Turks and Caicos — Fortis TCI
Fiona had already killed five people before arriving in the Turks and Caicos Islands, an archipelago North of Haiti. Reports were of one person dead in Guadeloupe, to the South, on the eastern side of the Caribbean Sea, with another four people killed as the storm moved west, striking the U.S. territory of Puerto Rico. Continuing west, Fiona reached the Turks and Caicos Islands on Tuesday, September 20, coming closest to the political capital of Grand Turk and passing as a Category 3 hurricane. Throughout the more than 40 low-lying islands making up the whole of the country, water plowed onshore and winds blew up to 185 kilometres per hour (km/h).

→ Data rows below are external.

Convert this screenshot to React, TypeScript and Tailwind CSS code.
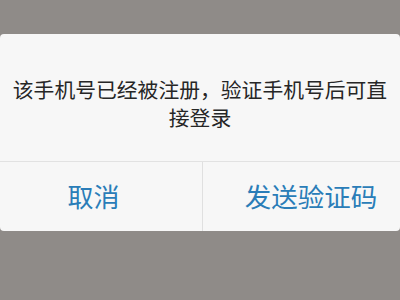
import React from 'react';

export default function App() {
  return (
    <div
      className="w-[400px] h-[300px] bg-[#8f8b88] pt-[34px] overflow-hidden"
      style={{ fontFamily: '"Noto Sans CJK SC", "Noto Sans", sans-serif' }}
    >
      <div className="w-[400px] h-[197px] bg-[#f7f7f7] rounded-[4px] flex flex-col">
        <div className="h-[127px] flex items-center justify-center pt-[11px] px-[8px]">
          <p className="text-[20.8px] leading-[28px] text-[#262626] text-center">
            该手机号已经被注册，验证手机号后可直
            <br />
            接登录
          </p>
        </div>
        <div className="h-px bg-[#e2e2e2]" />
        <div className="flex flex-1">
          <button className="w-[202px] flex items-center justify-center pr-[15px] pb-[2px] text-[26px] text-[#2a7db8]">
            取消
          </button>
          <div className="w-px bg-[#e0e0e0]" />
          <button className="flex-1 flex items-center justify-center pl-[19px] pb-[2px] text-[26.5px] text-[#2a7db8]">
            发送验证码
          </button>
        </div>
      </div>
    </div>
  );
}
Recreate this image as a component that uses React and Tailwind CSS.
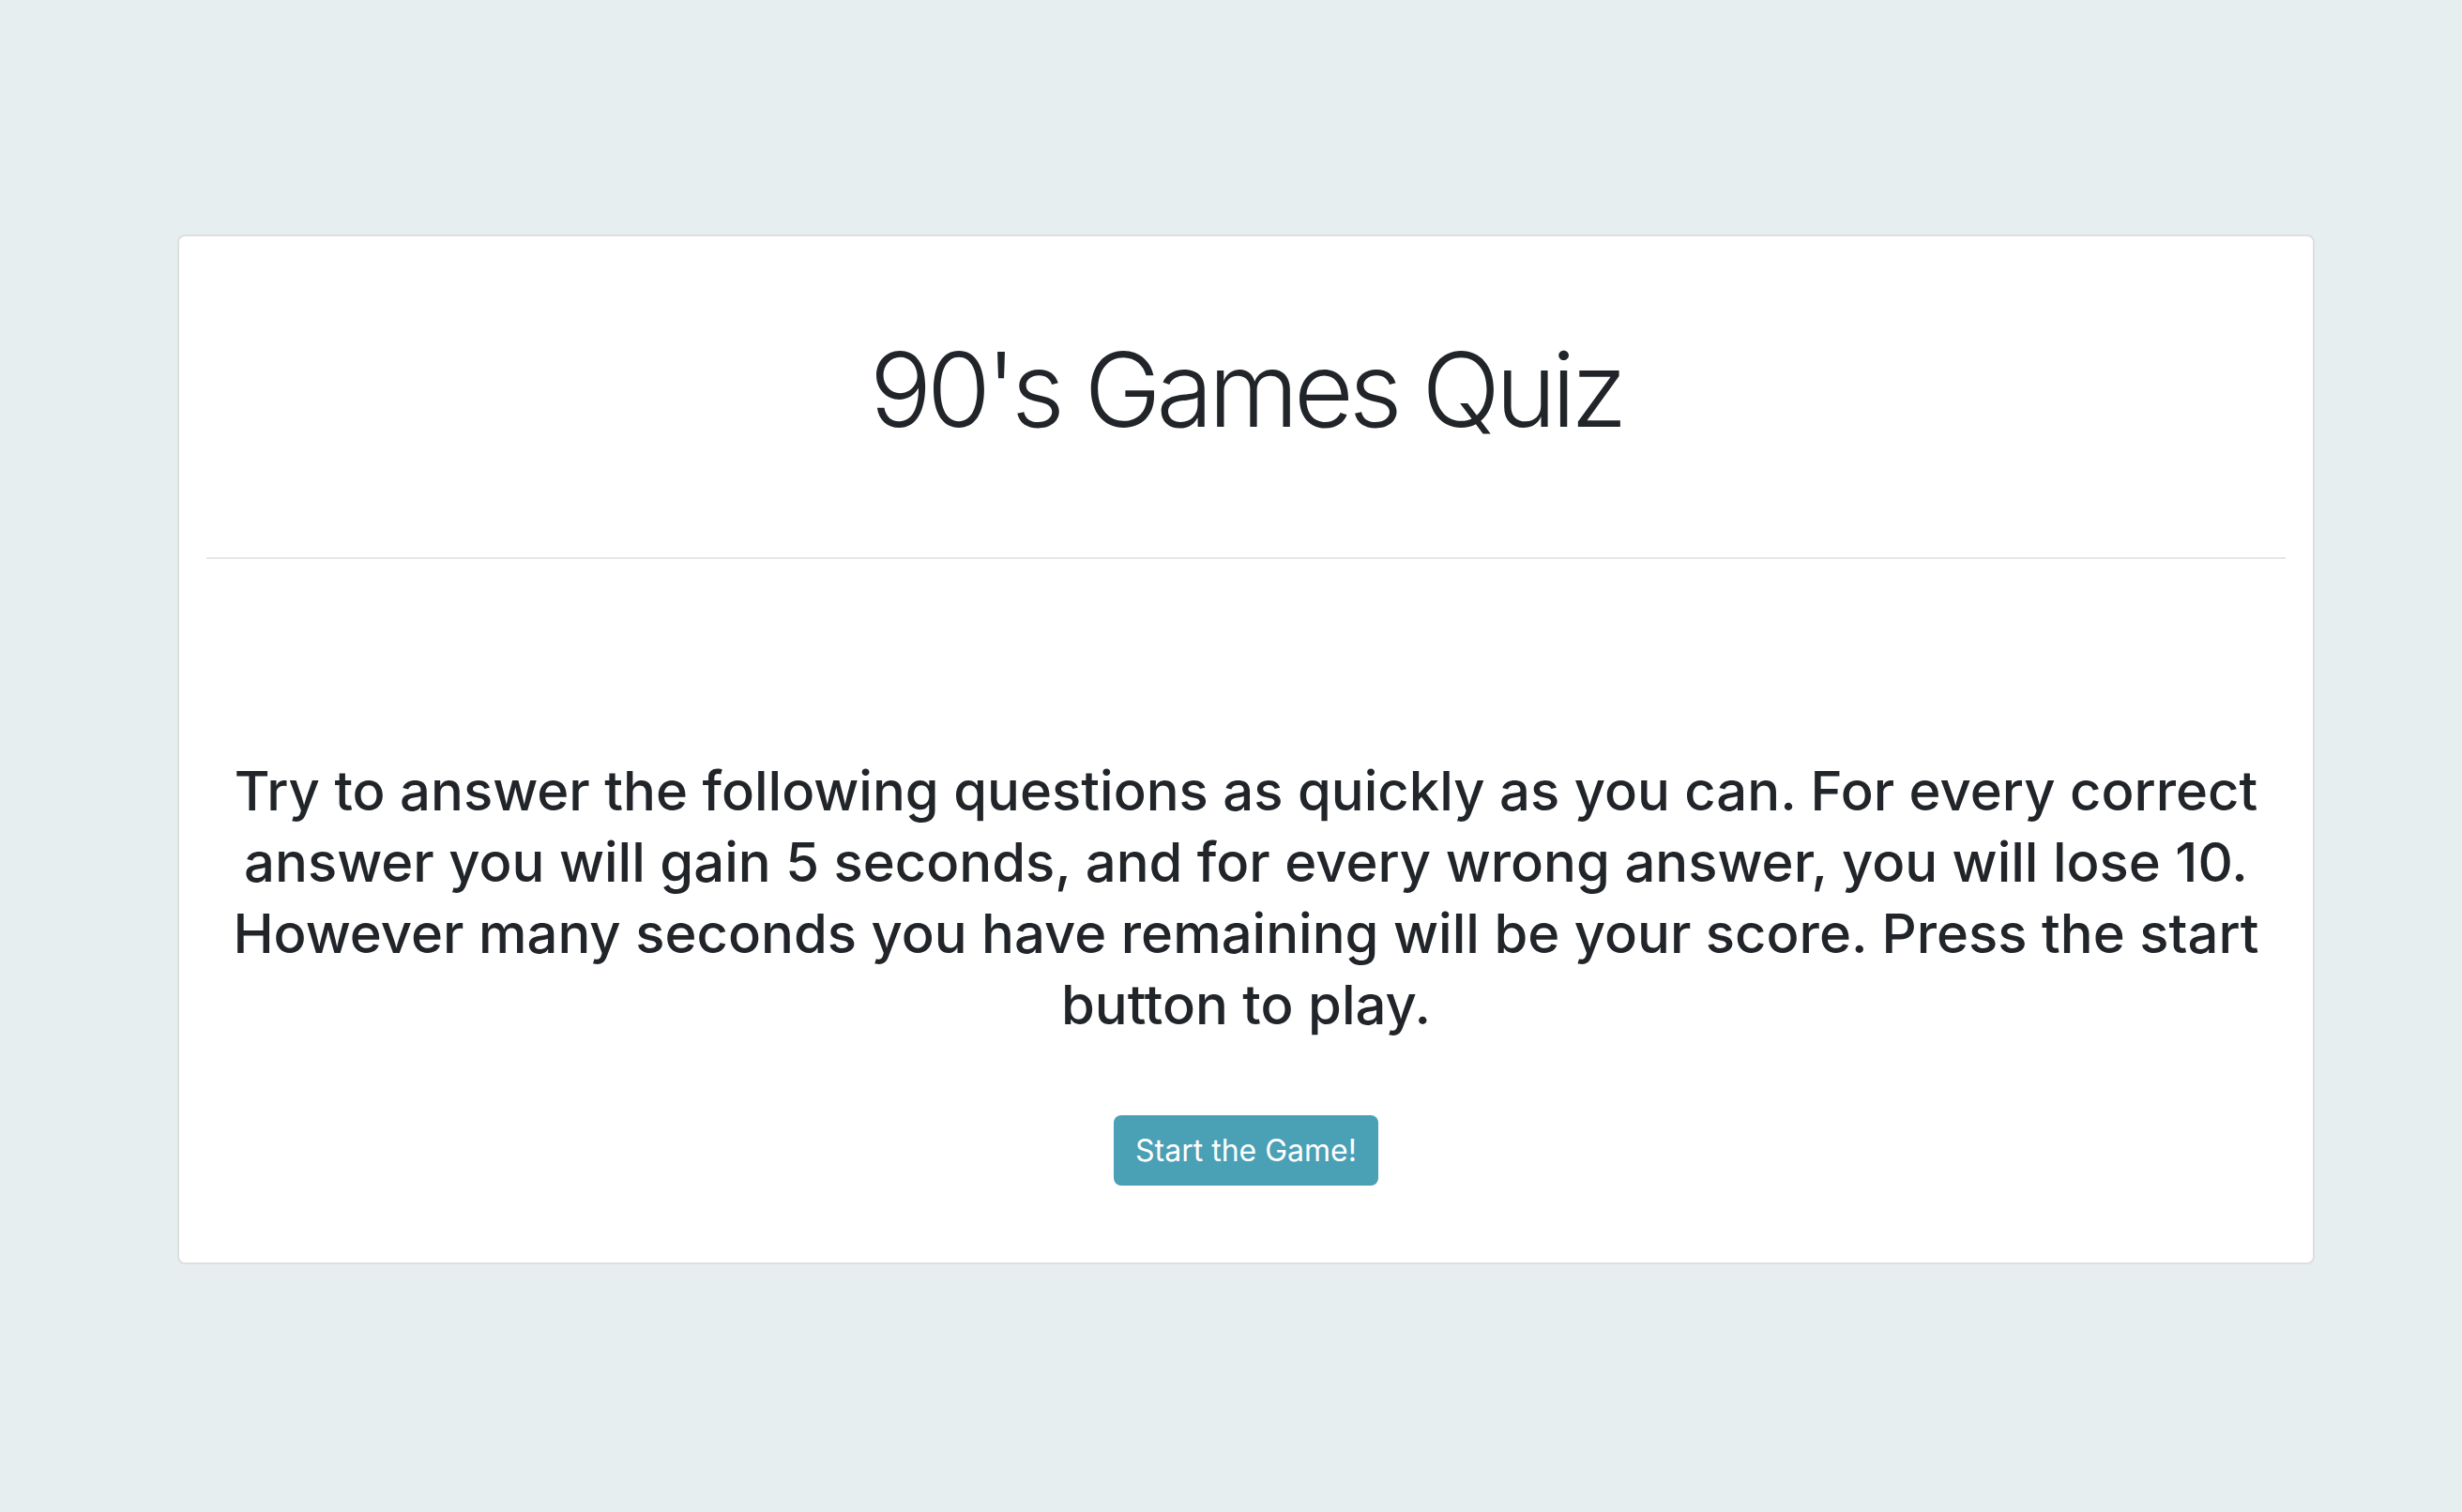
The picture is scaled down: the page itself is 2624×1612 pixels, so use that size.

Fortis TCI provides electricity to over 16,000 customers (utilities count accounts not people, so more than 16,000 people) on the Turks and Caicos Islands, including the economic capital of Providenciales, more commonly known as Provo, as well as on North Caicos, Middle Caicos, East Caicos, South Caicos and adjacent cays. The utility’s headquarters on Provo was built to withstand Category 4 and 5 hurricanes, acting like a shelter for staff who are able to work through major storms, in addition to being an operations centre.
The staff on Provo and beyond had already been through other hurricanes, including the vicious double hit of Hurricane Irma and Hurricane Maria in 2017. Irma might be a familiar name to many, as it caused a reported 52 direct deaths and more than $106 billion (US$77 billion) in damages before it was done. In Turks and Caicos, it brought winds topping 280 km/h. Maria followed only about two weeks later, killing 19 people across the Caribbean and bringing over 200 km/h winds and more storm surge.
Conditions on Grand Turk, Turks & Caicos as Fiona passes by…. video from Tammarra Forbes pic.twitter.com/Fnzpuyywtq
— James Spann (@spann) September 20, 2022
Fortis TCI president and CEO Ruth Forbes remembers being at the utility’s headquarters during Irma and working throughout. She specifically recalls calls to Fortis’ corporate head office in St. John’s and continuing to settle details of the response to the ongoing devastation. Among the many measures at the time, for example, Fortis corporate was working on shipping cargo in for repair work, as go-to ports in Florida were also set to be in Irma’s path. Shipments included tools and materials specific to the industry but also vehicles, including a line of trucks sent initially by rail from Tucson, Arizona, home of Fortis subsidiary UNS Energy and Tucson Electric Power. Senior management was also coordinating travel for the Fortis Inc. early response team, with some of the staff on “the list” receiving calls at their homes even before the storm’s arrival in the Turks and Caicos Islands. One problem was commercial flights were on hold. So Fortis had a private jet used by the Toronto Raptors held on standby in Toronto, set to run as a special charter to move a group of Canadian line workers and specialists for Irma response. A commercial flight opened up last minute as the staff arrived at the airport.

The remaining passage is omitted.